47.3.2.5 Performance Considerations when Using Content Filtering and Compression
Samples are stored compressed in the DataWriter’s queue. When a sample is being written and there are matching DataReaders using ContentFilteredTopics, the DataWriter will apply the filter and then compress the sample. In some cases, a sample needs to be filtered again after it has already been compressed. This can happen, for example, when a non-VOLATILE, late-joining DataReader with a ContentFilteredTopic is discovered by the DataWriter or a TopicQuery is issued by an existing DataReader. If a filtering operation occurs on the DataWriter side after the sample is already compressed, the sample must be decompressed to apply the filter, increasing the latency for these requested samples. Note that in these scenarios the original compressed sample is kept around, so a sample is never compressed twice.

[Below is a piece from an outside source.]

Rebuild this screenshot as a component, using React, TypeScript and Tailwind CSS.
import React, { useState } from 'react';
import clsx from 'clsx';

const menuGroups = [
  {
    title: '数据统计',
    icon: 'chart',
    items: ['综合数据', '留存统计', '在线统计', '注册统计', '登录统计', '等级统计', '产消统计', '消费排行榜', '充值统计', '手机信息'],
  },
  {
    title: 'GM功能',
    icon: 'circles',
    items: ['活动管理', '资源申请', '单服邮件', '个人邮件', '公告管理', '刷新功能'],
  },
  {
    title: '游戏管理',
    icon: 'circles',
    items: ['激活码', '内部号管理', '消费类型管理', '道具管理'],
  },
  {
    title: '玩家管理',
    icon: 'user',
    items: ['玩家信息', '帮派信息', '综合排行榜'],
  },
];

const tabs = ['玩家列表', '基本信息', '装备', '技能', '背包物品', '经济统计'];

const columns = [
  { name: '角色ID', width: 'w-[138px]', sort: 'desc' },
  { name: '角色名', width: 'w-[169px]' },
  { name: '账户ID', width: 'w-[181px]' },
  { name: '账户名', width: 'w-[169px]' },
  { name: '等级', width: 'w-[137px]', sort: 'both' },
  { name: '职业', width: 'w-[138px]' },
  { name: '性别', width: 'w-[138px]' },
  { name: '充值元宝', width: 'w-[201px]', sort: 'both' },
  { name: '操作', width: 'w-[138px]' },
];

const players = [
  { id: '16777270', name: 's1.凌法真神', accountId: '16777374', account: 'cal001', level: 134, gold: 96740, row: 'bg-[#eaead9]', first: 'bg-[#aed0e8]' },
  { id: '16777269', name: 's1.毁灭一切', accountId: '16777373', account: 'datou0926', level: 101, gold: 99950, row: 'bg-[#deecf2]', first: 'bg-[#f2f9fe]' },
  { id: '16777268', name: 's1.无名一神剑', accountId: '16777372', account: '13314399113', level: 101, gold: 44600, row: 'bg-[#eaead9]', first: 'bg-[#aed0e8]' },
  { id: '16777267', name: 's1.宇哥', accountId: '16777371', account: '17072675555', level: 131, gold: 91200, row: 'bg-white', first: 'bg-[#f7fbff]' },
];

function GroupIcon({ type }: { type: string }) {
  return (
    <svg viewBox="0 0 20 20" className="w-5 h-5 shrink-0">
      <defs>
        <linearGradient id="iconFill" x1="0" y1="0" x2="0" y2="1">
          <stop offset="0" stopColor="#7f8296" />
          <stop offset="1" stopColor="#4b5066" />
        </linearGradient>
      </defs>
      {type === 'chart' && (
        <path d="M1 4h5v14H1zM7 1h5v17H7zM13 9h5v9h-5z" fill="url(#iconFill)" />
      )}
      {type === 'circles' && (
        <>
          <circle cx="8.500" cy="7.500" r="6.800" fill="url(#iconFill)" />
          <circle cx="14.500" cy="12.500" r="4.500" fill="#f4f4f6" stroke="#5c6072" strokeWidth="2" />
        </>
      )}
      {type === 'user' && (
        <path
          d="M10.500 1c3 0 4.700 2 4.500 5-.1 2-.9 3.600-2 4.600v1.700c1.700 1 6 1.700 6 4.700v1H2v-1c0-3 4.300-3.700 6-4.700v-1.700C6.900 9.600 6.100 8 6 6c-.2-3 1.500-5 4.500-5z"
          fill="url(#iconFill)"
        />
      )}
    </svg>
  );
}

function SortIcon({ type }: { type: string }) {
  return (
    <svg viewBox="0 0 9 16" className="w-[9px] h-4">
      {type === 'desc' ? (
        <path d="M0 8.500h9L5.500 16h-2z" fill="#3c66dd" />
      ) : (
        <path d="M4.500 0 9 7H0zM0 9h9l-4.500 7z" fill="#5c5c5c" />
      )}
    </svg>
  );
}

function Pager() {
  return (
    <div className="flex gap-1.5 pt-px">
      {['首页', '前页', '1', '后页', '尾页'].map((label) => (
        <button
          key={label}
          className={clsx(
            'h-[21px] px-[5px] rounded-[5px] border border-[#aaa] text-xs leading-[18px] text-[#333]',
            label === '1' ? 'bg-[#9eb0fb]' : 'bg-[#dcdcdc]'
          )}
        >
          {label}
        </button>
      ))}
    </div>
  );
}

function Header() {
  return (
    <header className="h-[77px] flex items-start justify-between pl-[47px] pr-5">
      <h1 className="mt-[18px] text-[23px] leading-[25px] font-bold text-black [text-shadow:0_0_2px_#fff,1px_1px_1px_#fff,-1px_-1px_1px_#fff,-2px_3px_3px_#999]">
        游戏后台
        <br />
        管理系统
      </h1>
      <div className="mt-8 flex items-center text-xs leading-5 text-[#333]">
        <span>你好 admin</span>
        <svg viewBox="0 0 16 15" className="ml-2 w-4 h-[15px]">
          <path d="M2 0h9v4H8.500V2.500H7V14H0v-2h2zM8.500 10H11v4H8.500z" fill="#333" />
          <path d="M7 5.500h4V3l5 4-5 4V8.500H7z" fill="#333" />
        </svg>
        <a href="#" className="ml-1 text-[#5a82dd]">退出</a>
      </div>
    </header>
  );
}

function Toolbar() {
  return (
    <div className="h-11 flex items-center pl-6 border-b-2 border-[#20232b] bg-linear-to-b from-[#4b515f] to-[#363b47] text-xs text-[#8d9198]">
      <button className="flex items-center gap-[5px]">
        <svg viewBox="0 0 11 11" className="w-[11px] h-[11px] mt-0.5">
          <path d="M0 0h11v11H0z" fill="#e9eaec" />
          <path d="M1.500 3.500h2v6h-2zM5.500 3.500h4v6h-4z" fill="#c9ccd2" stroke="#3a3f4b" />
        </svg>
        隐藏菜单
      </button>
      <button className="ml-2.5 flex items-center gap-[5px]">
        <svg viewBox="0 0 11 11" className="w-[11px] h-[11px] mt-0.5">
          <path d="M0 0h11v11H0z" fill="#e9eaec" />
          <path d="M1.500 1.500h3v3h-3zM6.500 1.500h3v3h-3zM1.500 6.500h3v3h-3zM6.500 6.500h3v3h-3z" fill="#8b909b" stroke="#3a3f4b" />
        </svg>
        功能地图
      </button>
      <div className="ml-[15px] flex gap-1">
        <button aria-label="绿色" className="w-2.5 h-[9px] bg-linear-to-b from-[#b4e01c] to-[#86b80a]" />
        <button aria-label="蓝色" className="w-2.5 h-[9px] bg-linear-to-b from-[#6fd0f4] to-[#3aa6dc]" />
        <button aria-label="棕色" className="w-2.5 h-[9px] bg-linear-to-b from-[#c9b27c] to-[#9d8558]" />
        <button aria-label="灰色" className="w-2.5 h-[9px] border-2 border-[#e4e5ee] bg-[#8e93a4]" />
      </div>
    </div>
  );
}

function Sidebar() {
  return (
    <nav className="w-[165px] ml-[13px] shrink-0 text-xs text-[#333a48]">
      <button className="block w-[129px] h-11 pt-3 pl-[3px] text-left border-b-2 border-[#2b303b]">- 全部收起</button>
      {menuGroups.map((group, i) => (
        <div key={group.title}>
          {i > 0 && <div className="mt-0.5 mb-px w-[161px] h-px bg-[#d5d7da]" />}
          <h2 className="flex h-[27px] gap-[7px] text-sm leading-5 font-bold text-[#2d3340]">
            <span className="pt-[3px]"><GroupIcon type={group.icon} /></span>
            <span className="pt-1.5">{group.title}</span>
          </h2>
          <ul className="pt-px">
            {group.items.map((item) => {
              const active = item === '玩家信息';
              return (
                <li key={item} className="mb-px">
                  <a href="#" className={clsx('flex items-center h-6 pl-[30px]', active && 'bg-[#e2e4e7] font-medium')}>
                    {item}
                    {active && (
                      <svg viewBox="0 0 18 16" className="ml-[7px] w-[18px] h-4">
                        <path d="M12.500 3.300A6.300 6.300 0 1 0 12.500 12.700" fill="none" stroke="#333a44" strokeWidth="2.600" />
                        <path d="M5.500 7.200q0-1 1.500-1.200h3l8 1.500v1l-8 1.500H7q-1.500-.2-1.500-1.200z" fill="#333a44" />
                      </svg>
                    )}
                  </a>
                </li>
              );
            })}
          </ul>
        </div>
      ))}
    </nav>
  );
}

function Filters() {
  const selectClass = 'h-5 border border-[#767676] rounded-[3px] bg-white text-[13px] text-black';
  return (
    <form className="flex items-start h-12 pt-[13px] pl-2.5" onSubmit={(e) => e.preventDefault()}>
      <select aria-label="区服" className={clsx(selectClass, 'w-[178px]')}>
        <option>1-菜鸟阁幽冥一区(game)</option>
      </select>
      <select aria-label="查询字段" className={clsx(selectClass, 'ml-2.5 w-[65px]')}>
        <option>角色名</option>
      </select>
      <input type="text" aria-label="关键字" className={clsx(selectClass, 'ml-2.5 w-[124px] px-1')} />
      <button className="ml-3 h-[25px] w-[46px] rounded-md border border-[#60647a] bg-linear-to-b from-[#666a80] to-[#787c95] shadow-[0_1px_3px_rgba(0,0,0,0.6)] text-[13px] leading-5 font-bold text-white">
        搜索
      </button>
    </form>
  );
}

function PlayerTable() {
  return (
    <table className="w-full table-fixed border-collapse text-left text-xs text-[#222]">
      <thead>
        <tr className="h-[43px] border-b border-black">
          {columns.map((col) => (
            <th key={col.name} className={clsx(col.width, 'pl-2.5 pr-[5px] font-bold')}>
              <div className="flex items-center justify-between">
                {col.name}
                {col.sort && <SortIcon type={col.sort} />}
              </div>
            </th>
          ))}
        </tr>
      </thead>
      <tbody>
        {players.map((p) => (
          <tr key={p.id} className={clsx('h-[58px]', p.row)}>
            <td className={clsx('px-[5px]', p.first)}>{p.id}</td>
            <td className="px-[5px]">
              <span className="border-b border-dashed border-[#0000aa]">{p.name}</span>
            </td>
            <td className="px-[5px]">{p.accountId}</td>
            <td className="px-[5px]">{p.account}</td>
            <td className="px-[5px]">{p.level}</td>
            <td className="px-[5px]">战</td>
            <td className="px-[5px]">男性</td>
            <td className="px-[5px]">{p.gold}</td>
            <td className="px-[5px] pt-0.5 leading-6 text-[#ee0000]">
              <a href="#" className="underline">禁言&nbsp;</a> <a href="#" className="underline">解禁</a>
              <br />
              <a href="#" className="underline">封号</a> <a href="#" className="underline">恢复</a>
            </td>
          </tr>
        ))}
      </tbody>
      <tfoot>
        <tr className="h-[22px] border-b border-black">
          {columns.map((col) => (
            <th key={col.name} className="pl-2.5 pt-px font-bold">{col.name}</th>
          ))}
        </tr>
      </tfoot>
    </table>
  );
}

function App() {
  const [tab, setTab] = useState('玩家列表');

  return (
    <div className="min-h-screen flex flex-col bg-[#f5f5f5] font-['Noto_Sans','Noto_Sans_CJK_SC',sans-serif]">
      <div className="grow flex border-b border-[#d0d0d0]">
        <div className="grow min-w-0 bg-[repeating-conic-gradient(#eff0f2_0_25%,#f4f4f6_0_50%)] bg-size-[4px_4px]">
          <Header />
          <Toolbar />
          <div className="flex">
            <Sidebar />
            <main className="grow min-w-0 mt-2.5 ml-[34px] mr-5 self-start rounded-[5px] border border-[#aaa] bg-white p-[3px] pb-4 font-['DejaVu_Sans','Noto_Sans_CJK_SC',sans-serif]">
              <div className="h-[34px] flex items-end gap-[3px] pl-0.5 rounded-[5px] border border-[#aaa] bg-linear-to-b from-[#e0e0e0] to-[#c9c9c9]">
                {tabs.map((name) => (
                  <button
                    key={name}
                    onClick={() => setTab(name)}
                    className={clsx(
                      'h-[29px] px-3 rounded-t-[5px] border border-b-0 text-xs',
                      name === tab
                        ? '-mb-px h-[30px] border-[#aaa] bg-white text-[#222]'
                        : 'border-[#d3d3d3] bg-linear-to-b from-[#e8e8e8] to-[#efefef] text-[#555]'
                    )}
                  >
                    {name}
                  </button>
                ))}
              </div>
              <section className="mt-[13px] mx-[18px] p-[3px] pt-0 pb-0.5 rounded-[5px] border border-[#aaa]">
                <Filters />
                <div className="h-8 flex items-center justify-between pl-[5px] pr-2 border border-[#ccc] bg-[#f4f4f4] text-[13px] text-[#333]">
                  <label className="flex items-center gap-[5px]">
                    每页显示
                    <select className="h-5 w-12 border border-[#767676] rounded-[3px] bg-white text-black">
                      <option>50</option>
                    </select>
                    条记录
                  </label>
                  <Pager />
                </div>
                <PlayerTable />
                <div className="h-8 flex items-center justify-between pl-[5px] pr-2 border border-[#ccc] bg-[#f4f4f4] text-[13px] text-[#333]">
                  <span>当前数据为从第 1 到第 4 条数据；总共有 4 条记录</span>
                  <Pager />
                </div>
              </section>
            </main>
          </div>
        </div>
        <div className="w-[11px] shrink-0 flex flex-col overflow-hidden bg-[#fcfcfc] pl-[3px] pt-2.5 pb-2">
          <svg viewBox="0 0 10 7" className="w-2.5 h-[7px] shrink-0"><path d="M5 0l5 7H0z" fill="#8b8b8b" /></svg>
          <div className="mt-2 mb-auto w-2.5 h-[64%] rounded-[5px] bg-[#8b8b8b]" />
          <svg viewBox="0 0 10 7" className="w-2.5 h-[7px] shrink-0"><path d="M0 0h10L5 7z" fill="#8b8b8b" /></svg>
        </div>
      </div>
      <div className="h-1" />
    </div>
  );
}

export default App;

In other words, Connext decompresses the sample into a separate buffer, performs the filtering, and then either sends or doesn't send the compressed sample.
47.3.2.6 Using Compression with FlatData language binding and Zero Copy Transfer over Shared Memory
See FlatData's section 34.1.4.2 Using FlatData Language Binding for notes about interactions with the FlatData language binding.
See Zero Copy's section 34.1.5.1.5 Interactions with RTI Security Plugins and Compression for information about interactions with Zero Copy transfer over shared memory.
47.3.3 Properties
This QosPolicy cannot be modified after the Entity has been enabled.